• Goal of the exercise:
Skip the pictures and quote all of the lines exactly.

• Data shown:
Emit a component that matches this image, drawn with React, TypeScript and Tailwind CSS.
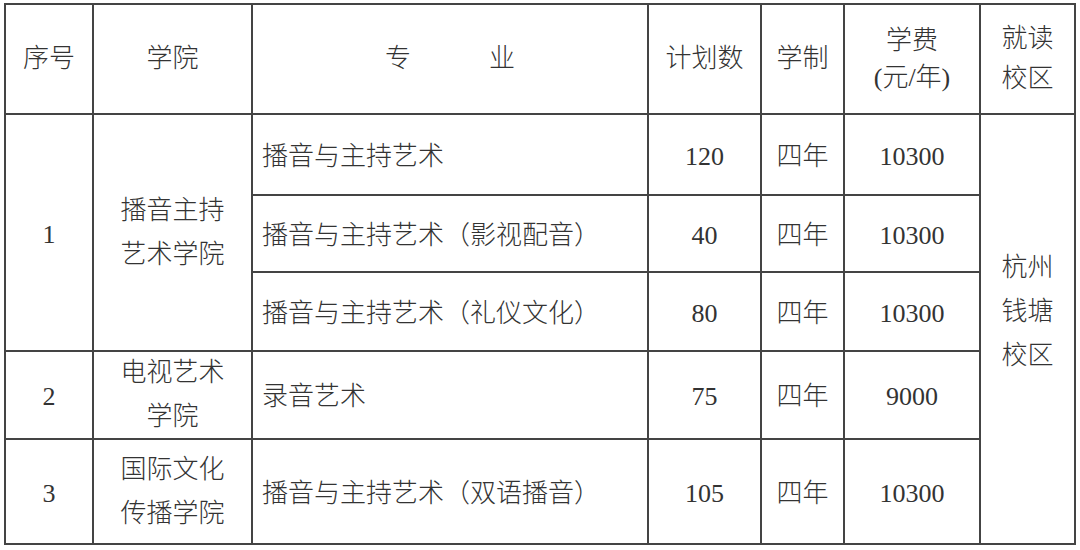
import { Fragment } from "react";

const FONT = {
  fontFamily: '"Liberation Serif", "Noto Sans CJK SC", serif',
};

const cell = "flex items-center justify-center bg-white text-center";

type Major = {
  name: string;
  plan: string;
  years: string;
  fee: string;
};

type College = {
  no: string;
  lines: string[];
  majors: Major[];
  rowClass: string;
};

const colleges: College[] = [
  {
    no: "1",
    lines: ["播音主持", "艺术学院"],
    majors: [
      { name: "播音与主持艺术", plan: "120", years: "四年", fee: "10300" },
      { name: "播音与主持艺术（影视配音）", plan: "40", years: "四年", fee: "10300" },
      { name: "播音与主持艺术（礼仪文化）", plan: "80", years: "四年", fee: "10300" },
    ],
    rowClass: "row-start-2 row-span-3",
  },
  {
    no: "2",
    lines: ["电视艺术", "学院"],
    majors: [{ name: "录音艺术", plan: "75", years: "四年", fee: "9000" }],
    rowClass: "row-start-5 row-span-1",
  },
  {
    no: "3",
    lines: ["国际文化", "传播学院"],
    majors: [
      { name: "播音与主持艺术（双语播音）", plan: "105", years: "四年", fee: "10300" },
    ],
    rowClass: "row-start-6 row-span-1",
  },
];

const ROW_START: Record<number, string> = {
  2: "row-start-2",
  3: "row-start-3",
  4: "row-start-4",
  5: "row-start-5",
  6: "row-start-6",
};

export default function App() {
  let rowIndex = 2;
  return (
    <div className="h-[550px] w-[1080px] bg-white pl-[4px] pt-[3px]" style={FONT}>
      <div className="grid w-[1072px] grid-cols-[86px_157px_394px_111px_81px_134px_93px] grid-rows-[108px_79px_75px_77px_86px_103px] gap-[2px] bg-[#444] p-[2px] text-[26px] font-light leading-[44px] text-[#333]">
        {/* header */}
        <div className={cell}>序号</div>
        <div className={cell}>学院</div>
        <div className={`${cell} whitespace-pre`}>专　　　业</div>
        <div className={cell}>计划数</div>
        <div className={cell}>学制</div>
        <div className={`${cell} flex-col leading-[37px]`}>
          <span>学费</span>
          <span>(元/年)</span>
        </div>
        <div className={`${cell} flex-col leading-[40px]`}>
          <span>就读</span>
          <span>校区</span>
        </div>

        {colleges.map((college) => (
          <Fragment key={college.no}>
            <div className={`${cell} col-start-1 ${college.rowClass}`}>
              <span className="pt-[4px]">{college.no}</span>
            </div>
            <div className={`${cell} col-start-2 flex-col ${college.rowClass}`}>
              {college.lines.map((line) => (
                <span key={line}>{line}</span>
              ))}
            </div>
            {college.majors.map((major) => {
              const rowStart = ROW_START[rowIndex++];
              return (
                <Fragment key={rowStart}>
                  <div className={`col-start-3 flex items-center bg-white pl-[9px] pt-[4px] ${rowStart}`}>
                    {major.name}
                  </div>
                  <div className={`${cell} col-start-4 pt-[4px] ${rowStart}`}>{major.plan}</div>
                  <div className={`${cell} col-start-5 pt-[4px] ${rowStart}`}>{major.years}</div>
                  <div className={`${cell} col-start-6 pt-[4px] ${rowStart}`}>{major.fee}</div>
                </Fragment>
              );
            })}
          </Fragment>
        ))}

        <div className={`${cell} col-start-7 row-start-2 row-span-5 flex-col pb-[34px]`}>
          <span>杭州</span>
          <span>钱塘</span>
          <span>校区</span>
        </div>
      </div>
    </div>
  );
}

• Solution to the exercise:
Emit a component that matches this image, drawn with React, TypeScript and Tailwind CSS.
import { Fragment } from "react";

const FONT = {
  fontFamily: '"Liberation Serif", "Noto Sans CJK SC", serif',
};

const cell = "flex items-center justify-center bg-white text-center";

type Major = {
  name: string;
  plan: string;
  years: string;
  fee: string;
};

type College = {
  no: string;
  lines: string[];
  majors: Major[];
  rowClass: string;
};

const colleges: College[] = [
  {
    no: "1",
    lines: ["播音主持", "艺术学院"],
    majors: [
      { name: "播音与主持艺术", plan: "120", years: "四年", fee: "10300" },
      { name: "播音与主持艺术（影视配音）", plan: "40", years: "四年", fee: "10300" },
      { name: "播音与主持艺术（礼仪文化）", plan: "80", years: "四年", fee: "10300" },
    ],
    rowClass: "row-start-2 row-span-3",
  },
  {
    no: "2",
    lines: ["电视艺术", "学院"],
    majors: [{ name: "录音艺术", plan: "75", years: "四年", fee: "9000" }],
    rowClass: "row-start-5 row-span-1",
  },
  {
    no: "3",
    lines: ["国际文化", "传播学院"],
    majors: [
      { name: "播音与主持艺术（双语播音）", plan: "105", years: "四年", fee: "10300" },
    ],
    rowClass: "row-start-6 row-span-1",
  },
];

const ROW_START: Record<number, string> = {
  2: "row-start-2",
  3: "row-start-3",
  4: "row-start-4",
  5: "row-start-5",
  6: "row-start-6",
};

export default function App() {
  let rowIndex = 2;
  return (
    <div className="h-[550px] w-[1080px] bg-white pl-[4px] pt-[3px]" style={FONT}>
      <div className="grid w-[1072px] grid-cols-[86px_157px_394px_111px_81px_134px_93px] grid-rows-[108px_79px_75px_77px_86px_103px] gap-[2px] bg-[#444] p-[2px] text-[26px] font-light leading-[44px] text-[#333]">
        {/* header */}
        <div className={cell}>序号</div>
        <div className={cell}>学院</div>
        <div className={`${cell} whitespace-pre`}>专　　　业</div>
        <div className={cell}>计划数</div>
        <div className={cell}>学制</div>
        <div className={`${cell} flex-col leading-[37px]`}>
          <span>学费</span>
          <span>(元/年)</span>
        </div>
        <div className={`${cell} flex-col leading-[40px]`}>
          <span>就读</span>
          <span>校区</span>
        </div>

        {colleges.map((college) => (
          <Fragment key={college.no}>
            <div className={`${cell} col-start-1 ${college.rowClass}`}>
              <span className="pt-[4px]">{college.no}</span>
            </div>
            <div className={`${cell} col-start-2 flex-col ${college.rowClass}`}>
              {college.lines.map((line) => (
                <span key={line}>{line}</span>
              ))}
            </div>
            {college.majors.map((major) => {
              const rowStart = ROW_START[rowIndex++];
              return (
                <Fragment key={rowStart}>
                  <div className={`col-start-3 flex items-center bg-white pl-[9px] pt-[4px] ${rowStart}`}>
                    {major.name}
                  </div>
                  <div className={`${cell} col-start-4 pt-[4px] ${rowStart}`}>{major.plan}</div>
                  <div className={`${cell} col-start-5 pt-[4px] ${rowStart}`}>{major.years}</div>
                  <div className={`${cell} col-start-6 pt-[4px] ${rowStart}`}>{major.fee}</div>
                </Fragment>
              );
            })}
          </Fragment>
        ))}

        <div className={`${cell} col-start-7 row-start-2 row-span-5 flex-col pb-[34px]`}>
          <span>杭州</span>
          <span>钱塘</span>
          <span>校区</span>
        </div>
      </div>
    </div>
  );
}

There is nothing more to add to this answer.